## Task objective
Pull each line holding "components" out of the entries below.

## Exercise material
============================================================
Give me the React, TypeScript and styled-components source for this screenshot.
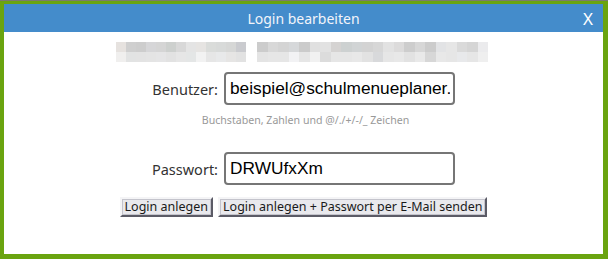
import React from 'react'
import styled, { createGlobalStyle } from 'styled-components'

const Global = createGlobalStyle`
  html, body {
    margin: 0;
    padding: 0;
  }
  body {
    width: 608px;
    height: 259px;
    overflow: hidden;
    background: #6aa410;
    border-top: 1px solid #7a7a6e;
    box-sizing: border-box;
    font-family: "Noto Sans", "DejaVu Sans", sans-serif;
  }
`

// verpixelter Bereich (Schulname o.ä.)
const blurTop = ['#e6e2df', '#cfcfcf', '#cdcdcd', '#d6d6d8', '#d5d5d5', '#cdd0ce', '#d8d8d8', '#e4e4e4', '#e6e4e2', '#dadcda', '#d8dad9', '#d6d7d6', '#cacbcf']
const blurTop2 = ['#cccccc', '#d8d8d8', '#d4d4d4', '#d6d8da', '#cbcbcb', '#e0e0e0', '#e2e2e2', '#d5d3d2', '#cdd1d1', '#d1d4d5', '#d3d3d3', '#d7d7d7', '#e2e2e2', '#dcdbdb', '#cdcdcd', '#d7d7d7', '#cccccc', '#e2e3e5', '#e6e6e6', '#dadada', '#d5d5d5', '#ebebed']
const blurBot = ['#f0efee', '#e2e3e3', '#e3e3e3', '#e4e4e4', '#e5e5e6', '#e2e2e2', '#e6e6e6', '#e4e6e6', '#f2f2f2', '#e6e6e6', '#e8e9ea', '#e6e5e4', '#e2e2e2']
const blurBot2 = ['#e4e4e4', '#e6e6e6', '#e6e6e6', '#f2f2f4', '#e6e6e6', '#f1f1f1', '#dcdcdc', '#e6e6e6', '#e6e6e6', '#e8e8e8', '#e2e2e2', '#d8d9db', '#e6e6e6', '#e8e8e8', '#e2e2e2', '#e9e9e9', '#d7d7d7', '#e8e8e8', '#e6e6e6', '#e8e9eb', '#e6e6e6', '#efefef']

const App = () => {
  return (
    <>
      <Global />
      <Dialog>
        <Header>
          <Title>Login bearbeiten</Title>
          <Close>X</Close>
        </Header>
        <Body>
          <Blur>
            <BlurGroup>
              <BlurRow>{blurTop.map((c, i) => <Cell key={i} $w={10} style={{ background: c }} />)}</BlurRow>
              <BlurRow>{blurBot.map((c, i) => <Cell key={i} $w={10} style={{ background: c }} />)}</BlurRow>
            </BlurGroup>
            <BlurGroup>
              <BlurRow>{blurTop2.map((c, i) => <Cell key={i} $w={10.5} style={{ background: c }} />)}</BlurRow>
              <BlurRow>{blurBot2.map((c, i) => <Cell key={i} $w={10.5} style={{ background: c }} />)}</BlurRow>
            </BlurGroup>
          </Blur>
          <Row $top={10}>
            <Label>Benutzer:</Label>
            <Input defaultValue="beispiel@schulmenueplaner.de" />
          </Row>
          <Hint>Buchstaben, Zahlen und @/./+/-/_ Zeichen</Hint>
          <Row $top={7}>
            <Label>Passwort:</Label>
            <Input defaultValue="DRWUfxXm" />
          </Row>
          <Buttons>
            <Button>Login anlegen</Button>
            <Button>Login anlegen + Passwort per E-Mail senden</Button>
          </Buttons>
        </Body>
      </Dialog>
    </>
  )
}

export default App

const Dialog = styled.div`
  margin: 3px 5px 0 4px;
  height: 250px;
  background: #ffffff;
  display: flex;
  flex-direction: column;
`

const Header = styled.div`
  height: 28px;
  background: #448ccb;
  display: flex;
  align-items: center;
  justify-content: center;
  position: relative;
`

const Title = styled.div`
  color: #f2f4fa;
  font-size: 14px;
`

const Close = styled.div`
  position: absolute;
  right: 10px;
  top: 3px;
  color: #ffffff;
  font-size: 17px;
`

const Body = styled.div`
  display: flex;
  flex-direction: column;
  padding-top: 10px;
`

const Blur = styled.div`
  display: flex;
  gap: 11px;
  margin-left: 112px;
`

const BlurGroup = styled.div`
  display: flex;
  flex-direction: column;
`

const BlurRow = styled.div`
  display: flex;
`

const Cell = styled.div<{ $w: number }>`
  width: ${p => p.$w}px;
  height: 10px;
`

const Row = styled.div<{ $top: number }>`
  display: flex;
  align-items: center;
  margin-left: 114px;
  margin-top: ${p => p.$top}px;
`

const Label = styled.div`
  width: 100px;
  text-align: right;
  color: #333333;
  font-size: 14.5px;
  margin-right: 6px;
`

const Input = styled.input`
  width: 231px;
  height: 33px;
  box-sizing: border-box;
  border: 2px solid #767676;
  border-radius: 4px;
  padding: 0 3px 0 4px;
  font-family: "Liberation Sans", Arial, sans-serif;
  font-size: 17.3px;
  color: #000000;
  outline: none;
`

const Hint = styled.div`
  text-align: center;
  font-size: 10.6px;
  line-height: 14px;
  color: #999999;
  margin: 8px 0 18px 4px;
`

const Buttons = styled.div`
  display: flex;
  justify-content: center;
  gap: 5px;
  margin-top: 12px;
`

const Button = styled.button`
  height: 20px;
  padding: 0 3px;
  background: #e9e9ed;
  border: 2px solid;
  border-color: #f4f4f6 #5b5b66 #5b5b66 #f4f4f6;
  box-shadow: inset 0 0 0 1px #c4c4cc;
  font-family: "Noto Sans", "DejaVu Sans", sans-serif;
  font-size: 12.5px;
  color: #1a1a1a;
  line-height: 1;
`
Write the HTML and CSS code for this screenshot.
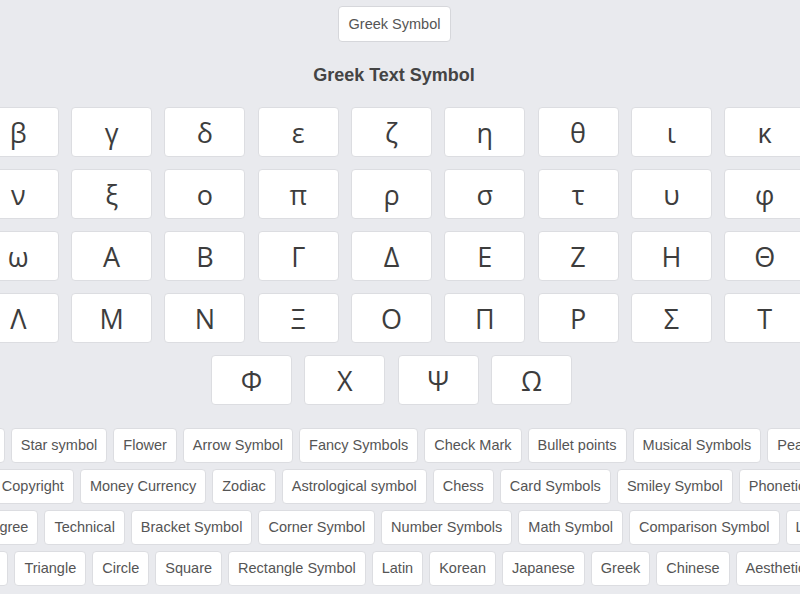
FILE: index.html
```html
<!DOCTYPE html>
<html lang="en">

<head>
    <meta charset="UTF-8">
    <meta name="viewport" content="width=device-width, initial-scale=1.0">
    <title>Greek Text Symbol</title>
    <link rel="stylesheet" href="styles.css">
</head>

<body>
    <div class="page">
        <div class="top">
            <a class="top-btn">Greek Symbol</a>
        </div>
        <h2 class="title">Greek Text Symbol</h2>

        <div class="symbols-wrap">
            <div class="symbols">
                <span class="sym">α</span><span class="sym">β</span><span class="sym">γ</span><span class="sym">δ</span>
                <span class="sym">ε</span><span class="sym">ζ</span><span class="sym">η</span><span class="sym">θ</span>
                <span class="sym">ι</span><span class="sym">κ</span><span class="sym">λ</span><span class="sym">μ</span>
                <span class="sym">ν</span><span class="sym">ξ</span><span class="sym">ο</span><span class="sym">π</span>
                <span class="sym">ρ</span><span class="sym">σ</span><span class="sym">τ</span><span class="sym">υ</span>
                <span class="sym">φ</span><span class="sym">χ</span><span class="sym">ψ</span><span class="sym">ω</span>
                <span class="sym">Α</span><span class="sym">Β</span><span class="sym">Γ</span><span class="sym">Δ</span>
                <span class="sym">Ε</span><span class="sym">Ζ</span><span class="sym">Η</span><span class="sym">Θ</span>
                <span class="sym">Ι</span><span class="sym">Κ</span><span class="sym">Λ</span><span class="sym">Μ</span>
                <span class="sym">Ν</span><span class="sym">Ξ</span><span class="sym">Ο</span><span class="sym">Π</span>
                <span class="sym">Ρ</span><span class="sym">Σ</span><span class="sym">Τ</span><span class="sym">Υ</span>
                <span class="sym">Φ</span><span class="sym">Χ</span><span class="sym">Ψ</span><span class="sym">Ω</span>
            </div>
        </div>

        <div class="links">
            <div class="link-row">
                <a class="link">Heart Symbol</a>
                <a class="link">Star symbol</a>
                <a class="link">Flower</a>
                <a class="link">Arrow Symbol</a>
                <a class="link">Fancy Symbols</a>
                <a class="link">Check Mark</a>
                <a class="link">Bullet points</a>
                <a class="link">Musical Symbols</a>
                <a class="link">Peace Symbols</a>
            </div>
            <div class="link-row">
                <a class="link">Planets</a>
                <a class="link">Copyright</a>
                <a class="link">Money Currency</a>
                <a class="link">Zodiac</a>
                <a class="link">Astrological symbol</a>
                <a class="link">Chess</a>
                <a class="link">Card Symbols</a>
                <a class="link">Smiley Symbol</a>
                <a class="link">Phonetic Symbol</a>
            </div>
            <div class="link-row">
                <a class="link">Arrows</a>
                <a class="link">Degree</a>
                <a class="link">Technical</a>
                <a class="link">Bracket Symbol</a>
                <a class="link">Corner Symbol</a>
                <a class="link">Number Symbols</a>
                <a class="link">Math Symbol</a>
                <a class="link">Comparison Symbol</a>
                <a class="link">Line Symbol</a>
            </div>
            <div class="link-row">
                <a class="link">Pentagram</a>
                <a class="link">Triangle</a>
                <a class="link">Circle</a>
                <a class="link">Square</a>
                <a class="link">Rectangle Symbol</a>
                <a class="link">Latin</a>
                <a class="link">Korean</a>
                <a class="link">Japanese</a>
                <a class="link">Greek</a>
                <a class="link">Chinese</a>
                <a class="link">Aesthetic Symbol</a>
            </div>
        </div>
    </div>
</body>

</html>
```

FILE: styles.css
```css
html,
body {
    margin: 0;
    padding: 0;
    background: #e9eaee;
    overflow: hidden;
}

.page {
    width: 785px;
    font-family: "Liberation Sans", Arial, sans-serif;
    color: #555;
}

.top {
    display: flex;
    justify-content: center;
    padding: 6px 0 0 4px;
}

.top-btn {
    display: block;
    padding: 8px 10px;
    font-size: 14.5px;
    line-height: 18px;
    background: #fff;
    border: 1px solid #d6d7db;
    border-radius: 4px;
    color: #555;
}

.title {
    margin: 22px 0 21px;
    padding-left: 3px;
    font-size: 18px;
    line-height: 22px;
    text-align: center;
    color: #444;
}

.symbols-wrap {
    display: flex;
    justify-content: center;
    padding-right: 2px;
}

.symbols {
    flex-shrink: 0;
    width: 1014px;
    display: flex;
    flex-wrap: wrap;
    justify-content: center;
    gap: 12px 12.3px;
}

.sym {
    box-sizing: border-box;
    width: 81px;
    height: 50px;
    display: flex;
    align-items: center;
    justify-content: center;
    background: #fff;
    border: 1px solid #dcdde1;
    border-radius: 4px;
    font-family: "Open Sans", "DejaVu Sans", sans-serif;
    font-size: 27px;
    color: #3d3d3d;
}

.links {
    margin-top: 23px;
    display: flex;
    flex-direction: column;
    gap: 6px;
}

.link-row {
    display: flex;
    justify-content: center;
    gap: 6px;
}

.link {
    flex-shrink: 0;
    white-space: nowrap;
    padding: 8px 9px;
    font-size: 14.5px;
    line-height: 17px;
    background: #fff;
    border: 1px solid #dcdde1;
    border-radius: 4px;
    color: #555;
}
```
============================================================
## Solution for this task
Give me the React, TypeScript and styled-components source for this screenshot.
import styled, { createGlobalStyle } from 'styled-components'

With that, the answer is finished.